The surest sign that Tauzin and his allies knew their bill would not soon become law came in late December, when the FCC began docket CC 01-337, Review of Regulatory Requirements for Incumbent LEC Broadband Telecommunications Services, and docket CC 01-338, Review of the Section 251 Unbundling Obligations of Incumbent Local Exchange Carriers. FCC chairman Michael Powell said, "I vigorously support" these two reviews meant to examine "whether incumbent LECs...must also be treated as dominant [carriers just because] they use DSL...in competition with cable-modem service providers and other types of platforms." His language implies that the current law discriminates against the incumbents, an opinion perfectly matching language in S.1126: "[The FCC] shall identify in its regulations... disparate treatment among various types of providers of advanced service and high-speed Internet access service or among different technologies...[and] modify its regulations in order to eliminate such difference or disparity in treatment."
Whether the FCC chairman can achieve by rules what Tauzin cannot is a sensitive question. Michael Copps, a long-time member of Hollings' staff before being appointed an FCC commissioner, issued a statement: "[S]ome parties may...conclude that the Commission has a predetermined agenda to remake the competition framework...setting competition policy is the exclusive jurisdiction of Congress...if our proceedings should ever turn into an attempt to undermine the competitive framework that Congress adopted in the 1996 Act, I will-without hesitation-oppose such overreaching." Copps is right-Powell's agenda has the appearance of being "predetermined."
Corning supports the FCC's reviews. The company's president, Wendell Weeks, said in a letter to the FCC chairman: "[W]e have discovered that regulation is a significant hindrance to investments by ILECs [incumbents] in fiber access solutions...As evidenced by SBC's experience...the unbundling, resale, and pricing regulations are discouraging invest ment...having a serious negative impact on the fiber-optics indus try...the commission should decide not to impose unbundling and resale obligations on fiber-based broadband facilities employed by ILECs in new-build and total rehab situations."
Corning's position is understandable because much of its manufacturing capacity is idle, and the financial decline of fiber-network companies makes incumbents a major source of purchases and cash flow. But two issues cast doubt on the proposition that incumbents will substantially increase their purchases if fiber is excluded from unbundling and resale requirements:
- Fiber cannot contribute much to the incumbents' well-being because they already have extremely high returns.
- DSL is subject to the same "unbundling, resale, and pricing regulations" as fiber, but the incumbents have consistently chosen to invest in DSL loops, not fiber.
The FCC's ARMIS database shows SBC having an 18.9% return on interstate activity in 1999 and a 20.9% return in 2000. The other incumbents have similar returns. For in-state operations, the returns range from 15% to 20%, well above the returns in most other industries. It is not clear how fiber will sustain the incumbents' returns or raise them to higher levels such as 25% or how the whole economy can bear up under the incumbents' returns, which are clearly a burden in America's economy, where fixed-asset and equity returns are nearly 5% and gross domestic product is now growing at 2% annually.

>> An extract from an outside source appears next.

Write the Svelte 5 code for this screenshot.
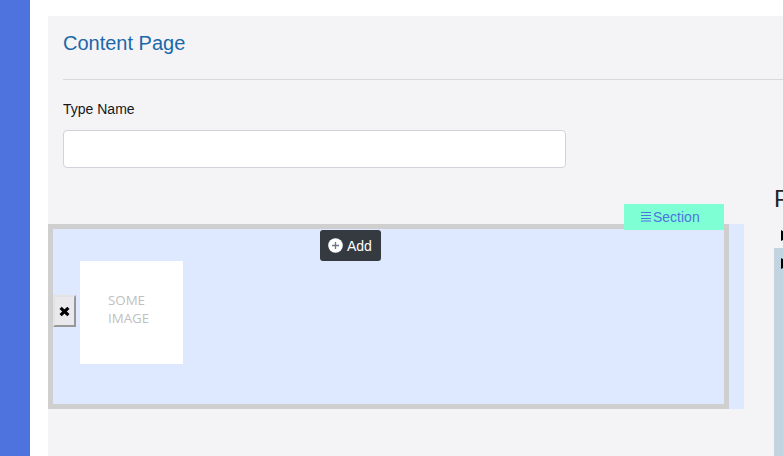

DSL may be even more attractive to the incumbents after the FCC "eliminate[s]...disparity in treatment" of different technologies, freeing DSL and fiber from the regulatory requirements that Corning objects to. The fiber industry's support of the incumbents' regulatory initiative is unlikely to be reciprocated. The only tradeoff that would lift the regulatory requirements, while not granting the incumbents near-total control in local markets, is for the incumbents to limit their market share. But they do not have to do that, because there are few facilities-based competitors and too little capital available to them. Maybe the November elections will break the regulatory stalemate.